AIM OF THE EXERCISE
From the entries below, please gather each line containing the string "that".

Start of EXTRACTED RECORDS

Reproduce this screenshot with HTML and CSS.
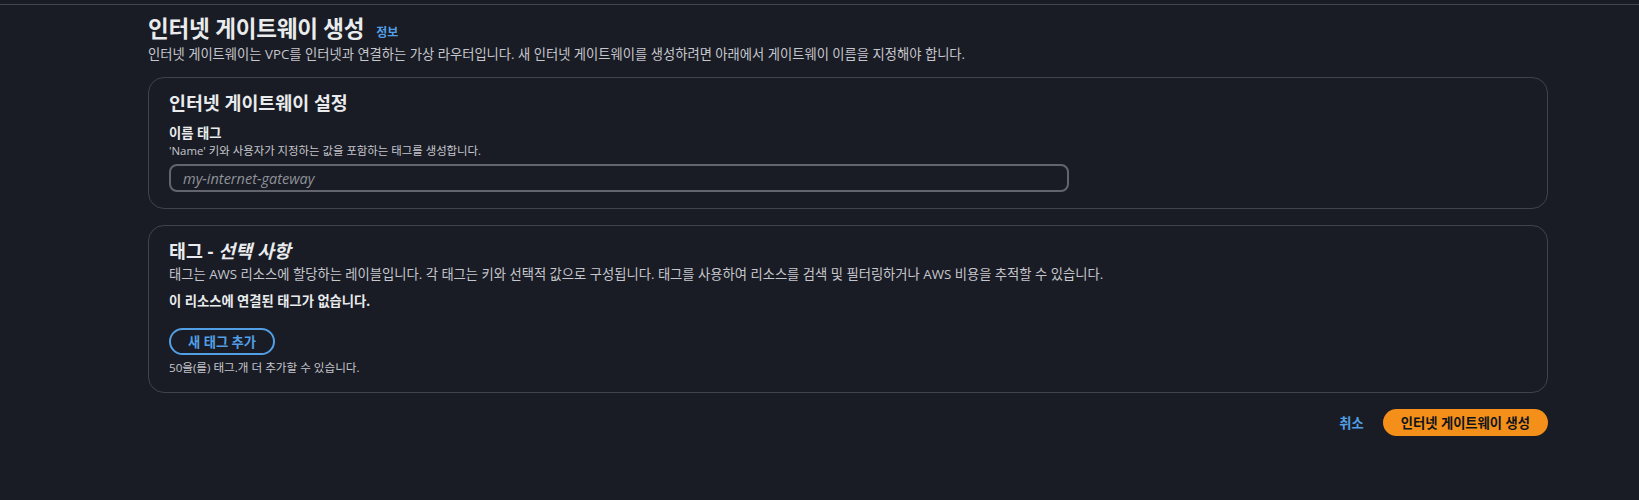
FILE: index.html
```html
<!DOCTYPE html>
<html lang="ko">
<head>
<meta charset="utf-8">
<title>인터넷 게이트웨이 생성</title>
<link rel="stylesheet" href="styles.css">
</head>
<body>
<div class="top-rule"></div>
<main class="page">
  <header class="page-head">
    <h1 class="page-title">인터넷 게이트웨이 생성<a class="info-link" href="#">정보</a></h1>
    <p class="page-desc">인터넷 게이트웨이는 VPC를 인터넷과 연결하는 가상 라우터입니다. 새 인터넷 게이트웨이를 생성하려면 아래에서 게이트웨이 이름을 지정해야 합니다.</p>
  </header>

  <section class="card">
    <h2 class="card-title">인터넷 게이트웨이 설정</h2>
    <div class="field">
      <label class="field-label" for="name">이름 태그</label>
      <div class="field-desc">'Name' 키와 사용자가 지정하는 값을 포함하는 태그를 생성합니다.</div>
      <input class="text-input" id="name" type="text" placeholder="my-internet-gateway">
    </div>
  </section>

  <section class="card">
    <h2 class="card-title">태그 - <i>선택 사항</i></h2>
    <p class="card-desc">태그는 AWS 리소스에 할당하는 레이블입니다. 각 태그는 키와 선택적 값으로 구성됩니다. 태그를 사용하여 리소스를 검색 및 필터링하거나 AWS 비용을 추적할 수 있습니다.</p>
    <p class="empty-note">이 리소스에 연결된 태그가 없습니다.</p>
    <button class="btn-normal" type="button">새 태그 추가</button>
    <div class="hint">50을(를) 태그.개 더 추가할 수 있습니다.</div>
  </section>

  <div class="actions">
    <a class="cancel-link" href="#">취소</a>
    <button class="btn-primary" type="button">인터넷 게이트웨이 생성</button>
  </div>
</main>
</body>
</html>
```

FILE: styles.css
```css
* { box-sizing: border-box; }

html, body {
  margin: 0;
  padding: 0;
  background: #191c24;
}

body {
  font-family: "Open Sans", "Noto Sans CJK KR", sans-serif;
  color: #e9ebed;
  font-size: 13.3px;
  line-height: 20px;
}

.top-rule {
  height: 5px;
  border-bottom: 1px solid #42464f;
}

.page {
  width: 1400px;
  margin-left: 148px;
  display: flex;
  flex-direction: column;
}

.page-head {
  padding-top: 9px;
}

.page-title {
  margin: 0;
  font-size: 22.5px;
  letter-spacing: -0.2px;
  line-height: 30px;
  font-weight: 700;
  color: #e9ebed;
}

.info-link {
  margin-left: 12px;
  font-size: 12px;
  line-height: 16px;
  letter-spacing: 0;
  font-weight: 700;
  color: #539fe5;
  text-decoration: none;
}

.page-desc {
  margin: 0;
  color: #c6c6cd;
  line-height: 20px;
}

.card {
  margin-top: 13px;
  border: 1px solid #3f434c;
  border-radius: 16px;
  padding: 14px 20px 16px;
  display: flex;
  flex-direction: column;
  align-items: flex-start;
}

.card + .card {
  margin-top: 16px;
}

.card-title {
  margin: 0;
  font-size: 18.4px;
  line-height: 22px;
  font-weight: 700;
  color: #e9ebed;
}

.card-title i {
  font-style: italic;
}

.field {
  margin-top: 9px;
  display: flex;
  flex-direction: column;
  align-items: flex-start;
}

.field-label {
  line-height: 20px;
  font-weight: 700;
  color: #e9ebed;
}

.field-desc {
  font-size: 11.4px;
  line-height: 16px;
  color: #c6c6cd;
}

.text-input {
  margin-top: 5px;
  width: 900px;
  height: 28px;
  border: 2px solid #62656d;
  border-radius: 8px;
  background: transparent;
  padding: 0 12px;
  font-family: inherit;
  font-size: 14.5px;
  color: #e9ebed;
}

.text-input::placeholder {
  color: #8f9299;
  font-style: italic;
  font-weight: 500;
}

.card-desc {
  margin: 2px 0 0;
  color: #c6c6cd;
  line-height: 20px;
}

.empty-note {
  margin: 7px 0 0;
  font-weight: 700;
  color: #e9ebed;
}

.btn-normal {
  margin-top: 17px;
  height: 27px;
  padding: 0 17px;
  border: 2px solid #539fe5;
  border-radius: 20px;
  background: transparent;
  color: #539fe5;
  font-family: inherit;
  font-size: 13.3px;
  font-weight: 700;
  line-height: 20px;
}

.hint {
  margin-top: 5px;
  font-size: 11.6px;
  line-height: 16px;
  color: #c6c6cd;
}

.actions {
  margin-top: 16px;
  display: flex;
  justify-content: flex-end;
  align-items: center;
  gap: 19px;
}

.cancel-link {
  color: #539fe5;
  font-weight: 700;
  text-decoration: none;
}

.btn-primary {
  height: 27px;
  padding: 0 18px;
  border: none;
  border-radius: 20px;
  background: #f4901a;
  color: #0f141a;
  font-family: inherit;
  font-size: 13.3px;
  font-weight: 700;
  line-height: 20px;
}
```
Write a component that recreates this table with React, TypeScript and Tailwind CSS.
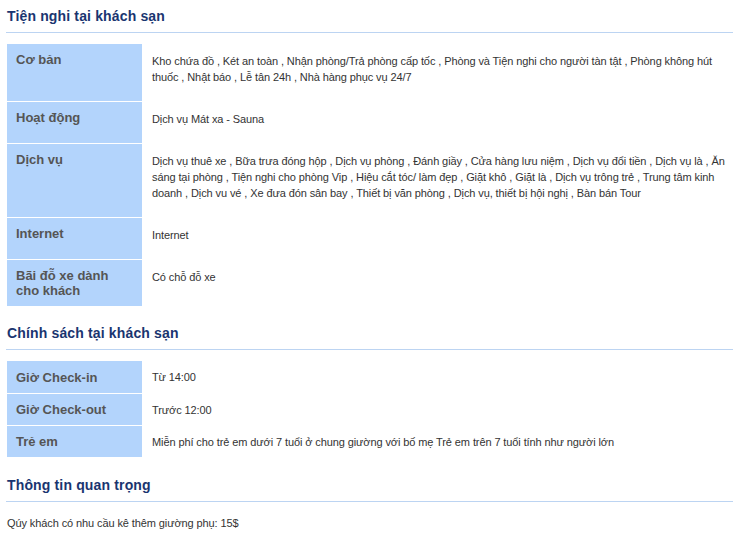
const amenities = [
  {
    label: "Cơ bản",
    value:
      "Kho chứa đồ , Két an toàn , Nhận phòng/Trả phòng cấp tốc , Phòng và Tiện nghi cho người tàn tật , Phòng không hút thuốc , Nhật báo , Lễ tân 24h , Nhà hàng phục vụ 24/7",
  },
  { label: "Hoạt động", value: "Dịch vụ Mát xa - Sauna" },
  {
    label: "Dịch vụ",
    value:
      "Dịch vụ thuê xe , Bữa trưa đóng hộp , Dịch vụ phòng , Đánh giầy , Cửa hàng lưu niệm , Dịch vụ đổi tiền , Dịch vụ là , Ăn sáng tại phòng , Tiện nghi cho phòng Vip , Hiệu cắt tóc/ làm đẹp , Giặt khô , Giặt là , Dịch vụ trông trẻ , Trung tâm kinh doanh , Dịch vu vé , Xe đưa đón sân bay , Thiết bị văn phòng , Dịch vụ, thiết bị hội nghị , Bàn bán Tour",
  },
  { label: "Internet", value: "Internet" },
  { label: "Bãi đỗ xe dành cho khách", value: "Có chỗ đỗ xe" },
];

const policies = [
  { label: "Giờ Check-in", value: "Từ 14:00" },
  { label: "Giờ Check-out", value: "Trước 12:00" },
  {
    label: "Trẻ em",
    value: "Miễn phí cho trẻ em dưới 7 tuổi ở chung giường với bố mẹ Trẻ em trên 7 tuổi tính như người lớn",
  },
];

function Heading({ children }: { children: React.ReactNode }) {
  return (
    <h2 className="border-b border-[#bcd4f2] pl-px pb-[6px] text-[14px] leading-[20px] font-bold tracking-[0.15px] text-[#1a3570]">
      {children}
    </h2>
  );
}

export default function App() {
  return (
    <div className="min-h-[535px] w-[737px] bg-white pl-[6px] pr-[4px] pt-[6px] font-['Liberation_Sans',Arial,sans-serif] text-[11px] tracking-[-0.1px] text-[#333]">
      <Heading>Tiện nghi tại khách sạn</Heading>

      {/* Amenities */}
      <div className="ml-px mt-[11px]">
        {amenities.map((row, i) => (
          <div key={row.label} className={`flex ${i > 0 ? "border-t border-white" : ""}`}>
            <div className="w-[135px] shrink-0 bg-[#b3d4fc] pl-[9px] pr-[10px] pt-[8px] pb-[8px] text-[13px] leading-[15px] font-bold tracking-normal text-[#555]">
              {row.label}
            </div>
            <div className="flex-1 pl-[10px] pr-[6px] pt-[9px] pb-[16px] leading-[16px]">{row.value}</div>
          </div>
        ))}
      </div>

      <div className="mt-[17px]">
        <Heading>Chính sách tại khách sạn</Heading>
      </div>

      {/* Policies */}
      <div className="ml-px mt-[11px]">
        {policies.map((row, i) => (
          <div key={row.label} className={`flex h-[32px] items-stretch ${i > 0 ? "border-t border-white" : ""}`}>
            <div className="flex w-[135px] shrink-0 items-center bg-[#b3d4fc] pl-[9px] text-[13px] leading-[15px] font-bold tracking-normal text-[#555]">
              {row.label}
            </div>
            <div className="flex flex-1 items-center pl-[10px] pr-[6px] leading-[16px]">{row.value}</div>
          </div>
        ))}
      </div>

      <div className="mt-[18px]">
        <Heading>Thông tin quan trọng</Heading>
      </div>
      <p className="mt-[13px] pl-px leading-[16px]">Qúy khách có nhu cầu kê thêm giường phụ: 15$</p>
    </div>
  );
}
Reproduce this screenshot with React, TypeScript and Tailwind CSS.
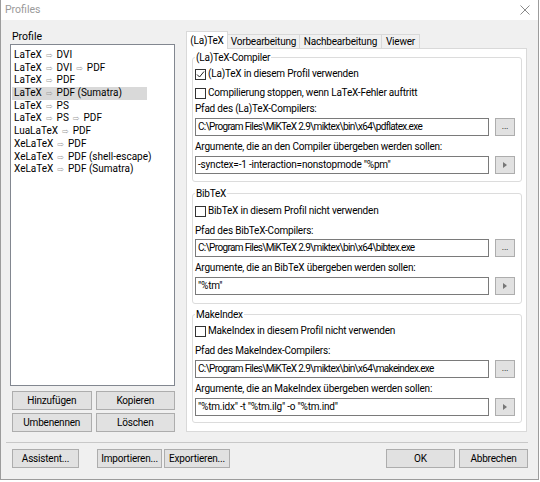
import React from 'react';

const profiles = [
  ['LaTeX', 'DVI'],
  ['LaTeX', 'DVI', 'PDF'],
  ['LaTeX', 'PDF'],
  ['LaTeX', 'PDF (Sumatra)'],
  ['LaTeX', 'PS'],
  ['LaTeX', 'PS', 'PDF'],
  ['LuaLaTeX', 'PDF'],
  ['XeLaTeX', 'PDF'],
  ['XeLaTeX', 'PDF (shell-escape)'],
  ['XeLaTeX', 'PDF (Sumatra)'],
];

const Checkbox: React.FC<{ checked?: boolean; label: string }> = ({ checked, label }) => (
  <div className="flex items-center h-[18px]">
    <div className="w-[11px] h-[11px] border border-[#333] bg-white flex items-center justify-center">
      {checked && (
        <svg width="9" height="9" viewBox="0 0 9 9">
          <path d="M1 4.5 L3.5 7 L8 1.5" fill="none" stroke="#222" strokeWidth="1" />
        </svg>
      )}
    </div>
    <span className="ml-[2px]">{label}</span>
  </div>
);

const FieldRow: React.FC<{ value: string; button: 'dots' | 'arrow'; path?: boolean; className?: string }> = ({ value, button, path, className }) => (
  <div className={`flex items-center ${className ?? ''}`}>
    <div
      className={`w-[294px] h-[18px] border border-[#7a7a7a] bg-white px-[2px] flex items-center whitespace-nowrap overflow-hidden ${path ? 'tracking-[-0.65px]' : ''}`}
    >
      {value}
    </div>
    <div className="ml-[6px] w-[20px] h-[18px] border border-[#adadad] bg-[#e1e1e1] flex items-center justify-center">
      {button === 'dots' ? (
        <span className="text-[9px] leading-none -mt-[2px]">...</span>
      ) : (
        <svg width="4" height="6" viewBox="0 0 4 6">
          <path d="M0 0 L4 3 L0 6 Z" fill="#777" />
        </svg>
      )}
    </div>
  </div>
);

const Group: React.FC<{ title: string; className?: string; children: React.ReactNode }> = ({ title, className, children }) => (
  <div className={`relative border border-[#dcdcdc] rounded-[3px] pl-[2px] ${className ?? ''}`}>
    <span className="absolute -top-[7px] left-[2px] bg-white px-[1px] leading-[14px]">{title}</span>
    {children}
  </div>
);

const Btn: React.FC<{ label: string; className?: string }> = ({ label, className }) => (
  <div className={`h-[19px] border border-[#adadad] bg-[#e1e1e1] flex items-center justify-center whitespace-nowrap ${className ?? ''}`}>
    {label}
  </div>
);

export default function App() {
  return (
    <div className="w-[540px] h-[482px] bg-white overflow-hidden text-[10px] tracking-[-0.2px] text-black font-['Roboto',sans-serif] leading-[14px]">
      <div className="w-[539px] h-[480px] flex flex-col border-l border-r border-b border-[#9c9c9c]">
        {/* title bar */}
        <div className="h-[20px] bg-white flex items-center justify-between pl-[4px] pr-[8px] text-[#9a9a9a] text-[10.5px] tracking-normal">
          <span>Profiles</span>
          <svg width="10" height="10" viewBox="0 0 10 10">
            <path d="M0.5 0.5 L9.5 9.5 M9.5 0.5 L0.5 9.5" stroke="#8a8a8a" strokeWidth="1" />
          </svg>
        </div>

        <div className="flex-1 bg-[#f0f0f0] flex flex-col">
          <div className="flex">
            {/* left column */}
            <div className="ml-[9px] w-[165px] flex flex-col">
              <div className="mt-[10px] ml-[2px] h-[14px] text-[10.5px] tracking-normal">Profile</div>
              <div className="h-[342px] border border-[#828790] bg-white pt-[4px] pl-[1px] tracking-normal">
                {profiles.map((p, i) => (
                  <div
                    key={i}
                    className={`h-[12.7px] leading-[12.7px] w-[135px] pl-[2px] whitespace-nowrap ${i === 3 ? 'bg-[#d9d9d9]' : ''}`}
                  >
                    {p.map((part, j) => (
                      <React.Fragment key={j}>
                        {j > 0 && <span className="text-[#a0a0a0] text-[8px] mx-[4px] font-['DejaVu_Sans',sans-serif]">⇨</span>}
                        {part}
                      </React.Fragment>
                    ))}
                  </div>
                ))}
              </div>
              <div className="mt-[5px] grid grid-cols-2 gap-x-[4px] gap-y-[3px] pl-[2px]">
                <Btn label="Hinzufügen" />
                <Btn label="Kopieren" />
                <Btn label="Umbenennen" />
                <Btn label="Löschen" />
              </div>
            </div>

            {/* right tab panel */}
            <div className="ml-[11px] w-[341px] flex flex-col mt-[11px]">
              <div className="flex items-end h-[18px] relative z-10 -mb-px">
                <div className="h-[18px] w-[42px] bg-white border border-b-0 border-[#d9d9d9] flex items-center justify-center">(La)TeX</div>
                <div className="h-[15px] w-[72px] border border-[#d9d9d9] border-l-0 flex items-center justify-center">Vorbearbeitung</div>
                <div className="h-[15px] w-[82px] border border-[#d9d9d9] border-l-0 flex items-center justify-center">Nachbearbeitung</div>
                <div className="h-[15px] w-[38px] border border-[#d9d9d9] border-l-0 flex items-center justify-center">Viewer</div>
              </div>
              <div className="h-[384px] border border-[#d9d9d9] bg-white pl-[5px] pt-[8px]">
                <Group title="(La)TeX-Compiler" className="w-[330px] pt-[7px] pb-[7px]">
                  <Checkbox checked label="(La)TeX in diesem Profil verwenden" />
                  <div className="mt-[1px]">
                    <Checkbox label="Compilierung stoppen, wenn LaTeX-Fehler auftritt" />
                  </div>
                  <div className="h-[14px]">Pfad des (La)TeX-Compilers:</div>
                  <FieldRow className="mt-[2px]" path value="C:\Program Files\MiKTeX 2.9\miktex\bin\x64\pdflatex.exe" button="dots" />
                  <div className="mt-[4px] h-[14px]">Argumente, die an den Compiler übergeben werden sollen:</div>
                  <FieldRow className="mt-[2px]" value={'-synctex=-1 -interaction=nonstopmode "%pm"'} button="arrow" />
                </Group>
                <Group title="BibTeX" className="w-[330px] mt-[11px] pt-[8px] pb-[8px]">
                  <Checkbox label="BibTeX in diesem Profil nicht verwenden" />
                  <div className="mt-[4px] h-[14px]">Pfad des BibTeX-Compilers:</div>
                  <FieldRow className="mt-[1px]" path value="C:\Program Files\MiKTeX 2.9\miktex\bin\x64\bibtex.exe" button="dots" />
                  <div className="mt-[4px] h-[14px]">Argumente, die an BibTeX übergeben werden sollen:</div>
                  <FieldRow className="mt-[2px]" value={'"%tm"'} button="arrow" />
                </Group>
                <Group title="MakeIndex" className="w-[330px] mt-[10px] pt-[7px] pb-[6px]">
                  <Checkbox label="MakeIndex in diesem Profil nicht verwenden" />
                  <div className="mt-[4px] h-[14px]">Pfad des MakeIndex-Compilers:</div>
                  <FieldRow className="mt-[2px]" path value="C:\Program Files\MiKTeX 2.9\miktex\bin\x64\makeindex.exe" button="dots" />
                  <div className="mt-[4px] h-[14px]">Argumente, die an MakeIndex übergeben werden sollen:</div>
                  <FieldRow className="mt-[2px]" value={'"%tm.idx" -t "%tm.ilg" -o "%tm.ind"'} button="arrow" />
                </Group>
              </div>
            </div>
          </div>

          {/* separator */}
          <div className="mt-[10px] mx-[5px] w-[522px] border-t border-[#c8c8c8]" />

          {/* bottom buttons */}
          <div className="mt-[6px] flex items-center">
            <Btn label="Assistent..." className="ml-[11px] w-[67px]" />
            <Btn label="Importieren..." className="ml-[18px] w-[65px]" />
            <Btn label="Exportieren..." className="ml-[2px] w-[66px]" />
            <div className="flex-1" />
            <Btn label="OK" className="w-[69px]" />
            <Btn label="Abbrechen" className="ml-[4px] mr-[10px] w-[69px]" />
          </div>
        </div>
      </div>
    </div>
  );
}
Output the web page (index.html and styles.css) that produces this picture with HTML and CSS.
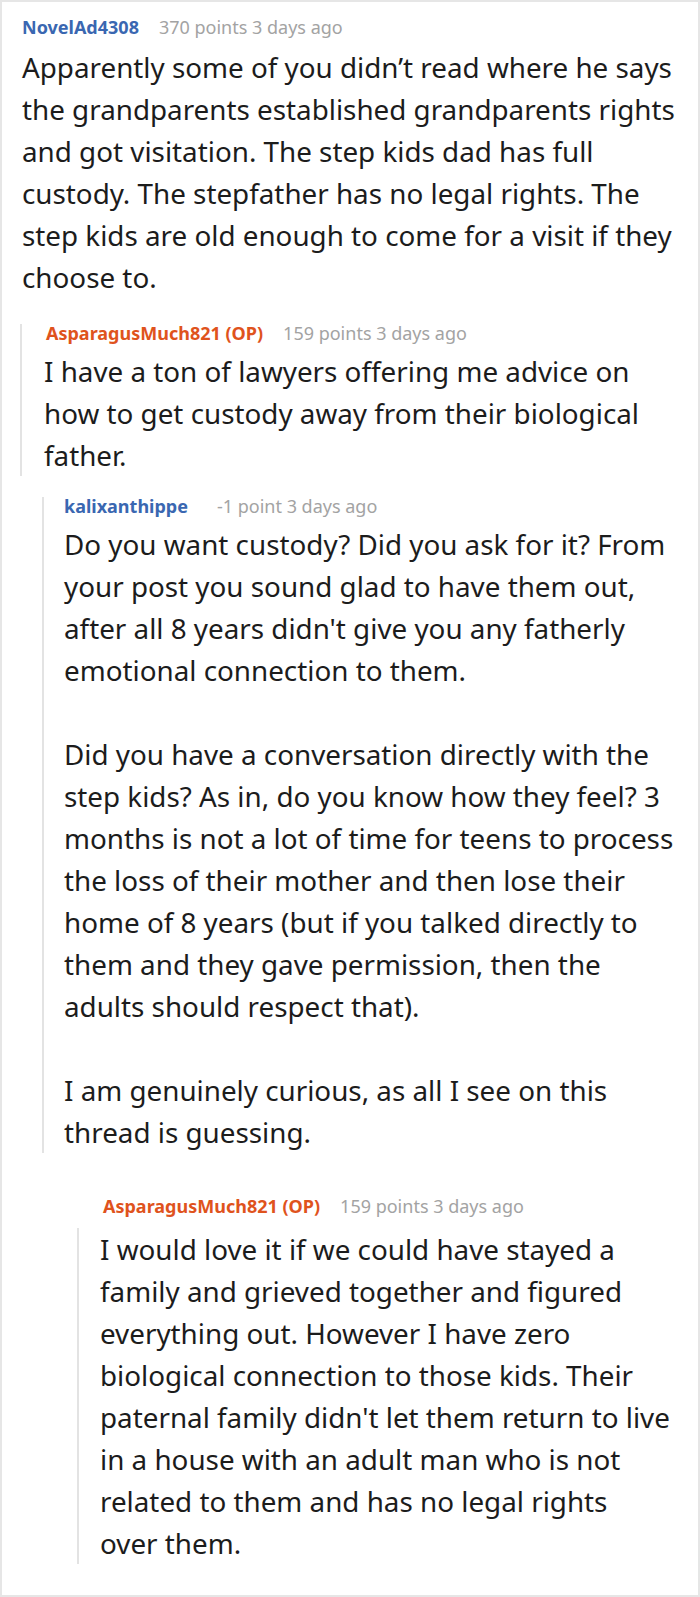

End of EXTRACTED RECORDS

TASK SOLUTION
Write a component that recreates this table with React, TypeScript and Tailwind CSS.
Output the web page (index.html and styles.css) that produces this picture with HTML and CSS.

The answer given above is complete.